Justice and Biblical Clarity in Hindsight

slavery memorial

 Murky1 via Compfight

Rachel Held Evans posted a challenging look at our history of using the Bible to uphold things like slavery and to condemn people like Galileo for his scientific findings. You really need to check out the specific quotes she cites to experience the full horror of the ways the Bible was used to justify some pretty horrible things. It’s easy for us to see from our vantage point the mistakes and prejudices of these people, but it may be that we have our own blind spots in how we view Scripture. Hindsight is 20/20.

From Rachel’s post:

It’s easy to look down our noses at the Christians who have come before us and discount them as unenlightened and uninformed.

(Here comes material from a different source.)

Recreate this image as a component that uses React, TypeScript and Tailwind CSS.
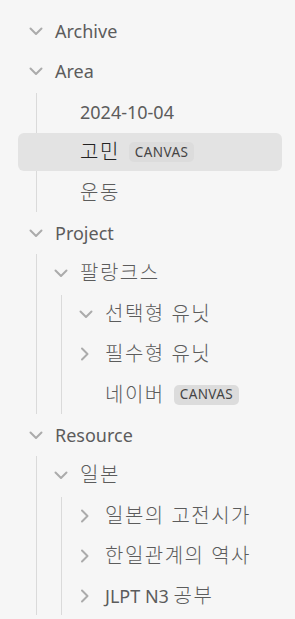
import React from 'react';

type Node = {
  name: string;
  open?: boolean;
  folder?: boolean;
  badge?: string;
  active?: boolean;
  children?: Node[];
};

const tree: Node[] = [
  { name: 'Archive', folder: true, open: true },
  {
    name: 'Area',
    folder: true,
    open: true,
    children: [
      { name: '2024-10-04' },
      { name: '고민', badge: 'CANVAS', active: true },
      { name: '운동' },
    ],
  },
  {
    name: 'Project',
    folder: true,
    open: true,
    children: [
      {
        name: '팔랑크스',
        folder: true,
        open: true,
        children: [
          { name: '선택형 유닛', folder: true, open: true },
          { name: '필수형 유닛', folder: true },
          { name: '네이버', badge: 'CANVAS' },
        ],
      },
    ],
  },
  {
    name: 'Resource',
    folder: true,
    open: true,
    children: [
      {
        name: '일본',
        folder: true,
        open: true,
        children: [
          { name: '일본의 고전시가', folder: true },
          { name: '한일관계의 역사', folder: true },
          { name: 'JLPT N3 공부', folder: true },
        ],
      },
    ],
  },
];

const rowPad = ['pl-[10px]', 'pl-[35px]', 'pl-[60px]'];
const guide = ['ml-[18px]', 'ml-[43px]', 'ml-[68px]'];
const unguide = ['-ml-[19px]', '-ml-[44px]', '-ml-[69px]'];

const Chevron = ({ open }: { open?: boolean }) => (
  <svg
    width="16"
    height="16"
    viewBox="0 0 16 16"
    fill="none"
    stroke="#ababab"
    strokeWidth="2"
    strokeLinecap="round"
    strokeLinejoin="round"
  >
    <path d={open ? 'M2.5 5.5L8 11l5.5-5.5' : 'M4 2.5L9.5 8 4 13.5'} />
  </svg>
);

// Korean runs get a bigger, wider setting, like the system Korean font in the picture
const Label = ({ text }: { text: string }) => {
  const parts = text.split(/([가-힣]+(?:\s+[가-힣]+)*)/).filter(Boolean);
  return (
    <span className="text-[18px] leading-none whitespace-pre">
      {parts.map((p, i) =>
        /[가-힣]/.test(p) ? (
          <span key={i} className="text-[20px] font-light tracking-[1.5px]">
            {p}
          </span>
        ) : (
          <span key={i}>{p}</span>
        )
      )}
    </span>
  );
};

const Row = ({ node, depth }: { node: Node; depth: number }) => (
  <div
    className={`flex h-[38px] items-center rounded-md mb-[2.4px] ${rowPad[depth]} ${
      node.active ? 'bg-[#e3e3e3] text-[#222]' : 'text-[#5c5c5c]'
    }`}
  >
    <div className="w-[27px] flex items-center">{node.folder && <Chevron open={node.open} />}</div>
    <Label text={node.name} />
    {node.badge && (
      <span className="ml-[9px] rounded-[5px] bg-[#dcdcdc] px-[6px] h-[20px] flex items-center text-[13.5px] tracking-[0.4px] text-[#444]">
        {node.badge}
      </span>
    )}
  </div>
);

const Branch = ({ nodes, depth }: { nodes: Node[]; depth: number }) => (
  <div>
    {nodes.map((n) => (
      <div key={n.name}>
        <Row node={n} depth={depth} />
        {n.children && (
          <div className={`${guide[depth]} border-l border-[#dadada]`}>
            <div className={unguide[depth]}>
              <Branch nodes={n.children} depth={depth + 1} />
            </div>
          </div>
        )}
      </div>
    ))}
  </div>
);

export default function App() {
  return (
    <div
      className="min-h-[619px] w-[295px] bg-[#f6f6f6] pt-[12px] overflow-hidden"
      style={{ fontFamily: '"Noto Sans", "Noto Sans CJK KR", sans-serif' }}
    >
      <div className="pl-[18px] pr-[13px]">
        <Branch nodes={tree} depth={0} />
      </div>
    </div>
  );
}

But to accept Galileo’s thesis, our 17th century forbearers would have had to reject 1600 years of traditional Christian interpretations of passages like Psalm 93:1, Ecclesiastes 1:5, and Joshua 10:12-14. And to accept the arguments of the abolitionist, our great-great-grandparents had to see beyond the “plain meaning” of proof texts like Ephesians 6:1-5, Colossians 3:18-25; 4:1, and I Timothy 6:1-2 and instead be compelled by the general sweep of Scripture toward justice and freedom . (I wrote more about this in my post, “Is abolition biblical?”)

We like to characterize the people in the quotes above as having used Scripture to their own advantage. But I find it both frightening and humbling to note that, often, the way we make the distinction between those who loved Scripture and those who used Scripture is hindsight.